Adada bir hapishane. Farklı hücrelerde yatan, biri ihtiyar, biri genç iki mahpus. Gizlice kazdıkları tünel sayesinde birbirleriyle görüştüklerini kimseler bilmiyor.
Derken, ihtiyar ölüyor. Ertesi gün denize atılmak üzere cesedini bir çuvala koyup bağlıyorlar. Genç adam, bu ölümü hapishaneden kaçmak için bir fırsat olarak görüyor ve ihtiyarın cesediyle yer değiştiriyor.
Film, 2000 yılında çekilmiş. Halbuki ben bu sahneyi çok küçük yaşlarımda izlediğimi hatırlıyorum. Alexander Dumas'nın yazdığı romandan yapılan başka bir uyarlamadır belki de, kim bilir?...

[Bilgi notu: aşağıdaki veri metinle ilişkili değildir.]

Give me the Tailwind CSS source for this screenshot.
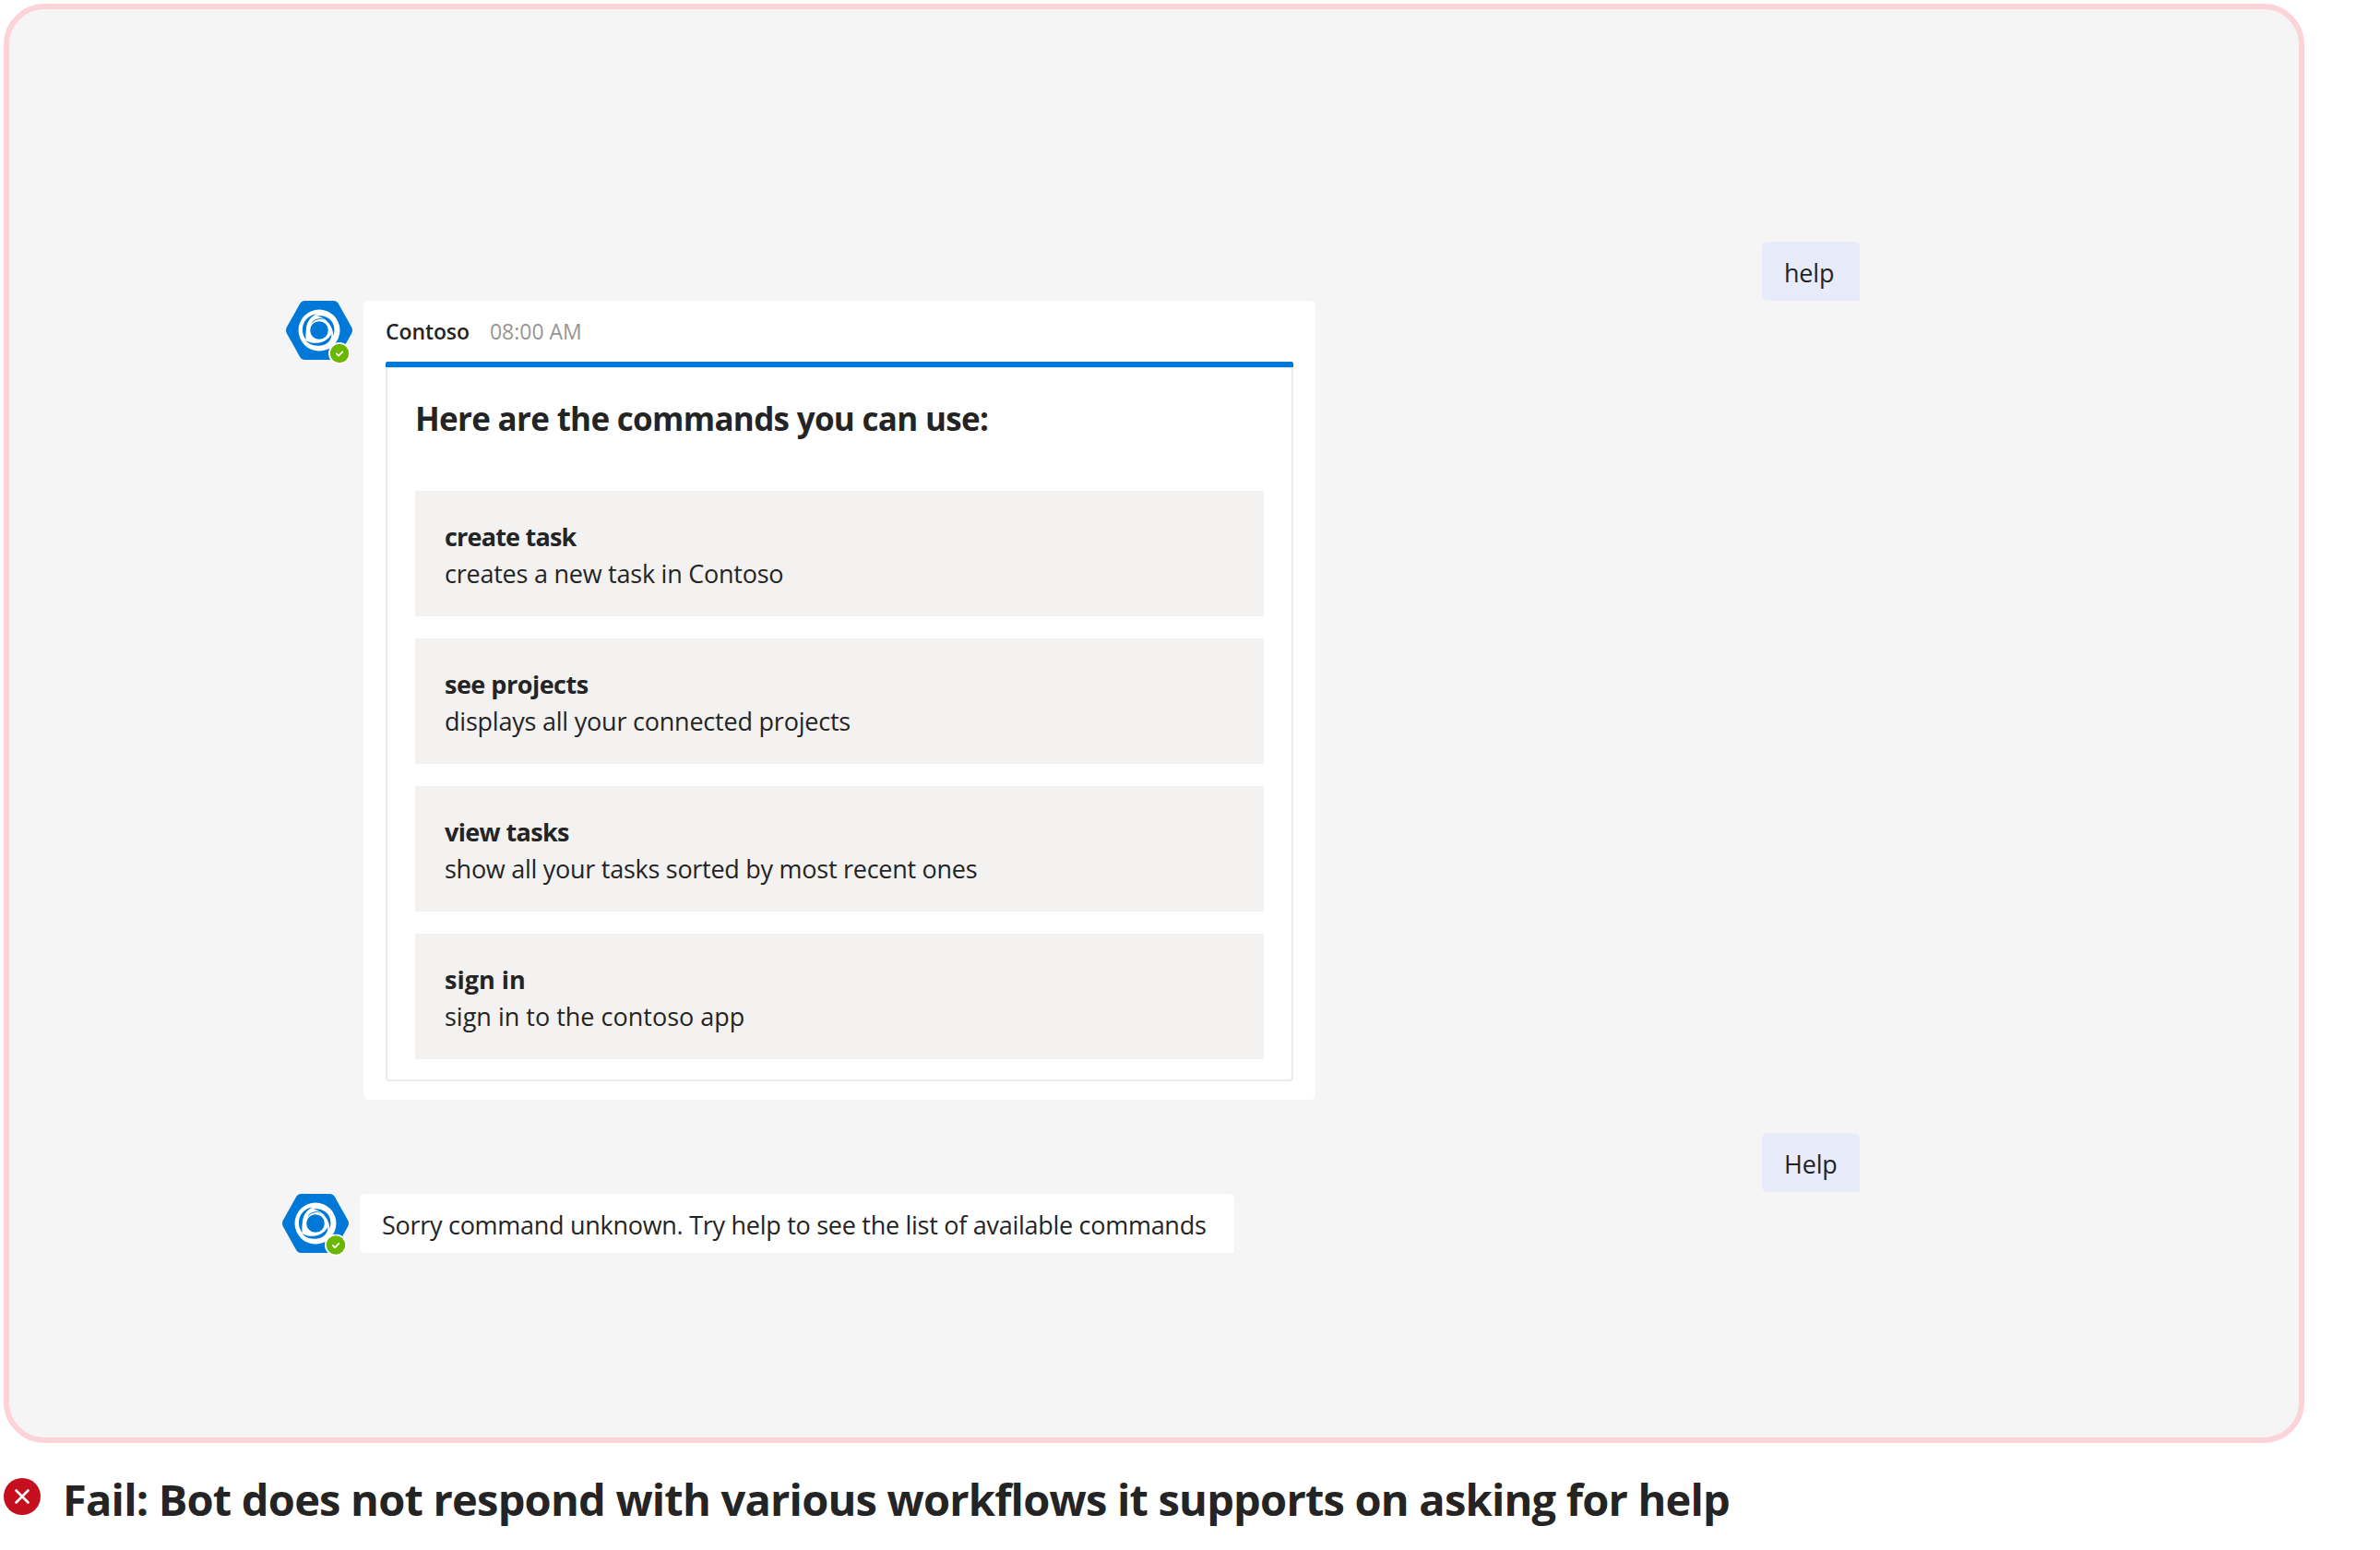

Başarılı bir denizci olan Edmund Dantes’nin yolu, o sırada sürgünde olan Napolyon ile kesişir. Okuma yazması olmayan Dantes, Napolyon'dan aldığı mektubu götürdüğü Paris’te suçüstü yakalanır. Üstelik işlemediği bir cinayet de üzerine yıkılmıştır. Kendini çok uzak bir ada hapishanesinde bulan Dantes'i ihbar eden ise, en yakın arkadaşıdır. Böylece nişanlısı ona kalacak, yetkililerle yaptığı işbirliği sayesinde de iyi bir hayata sahip olacaktır. Nitekim öyle de olur.
Hapishanede tanıdığı ihtiyardan okuma-yazmayı, güzel konuşmayı, kılıç kullanmayı, bir beyefendi gibi davranmayı öğrenir. İhtiyarın, ölmeden önce verdiği son sır ise yerini sadece kendisinin bildiği çok büyük bir hazine ile ilgilidir.
İhtiyarın cesediyle yer değiştirip hapisten kaçınca, yeni ve çok zengin bir hayata başlar. O, artık tek emeli kendini hapishaneye tıktıranlardan intikam almak olan Monte Kristo Kontudur!..
Geçtiğimiz yıllarda yayınlanan Ezel dizisini takip ettiyseniz, hikâye oldukça tanıdık gelecektir. 1845 yılında yazılan, dolayısı ile telif ödenmesi dahi gerekmeyen bir romandan yola çıktıklarını söyleseler, neleri eksilirdi ki? Bence Ezel dizisi ile gayet güzel bir iş çıkarmışlar. En azından, bu filmden güzel olmuş.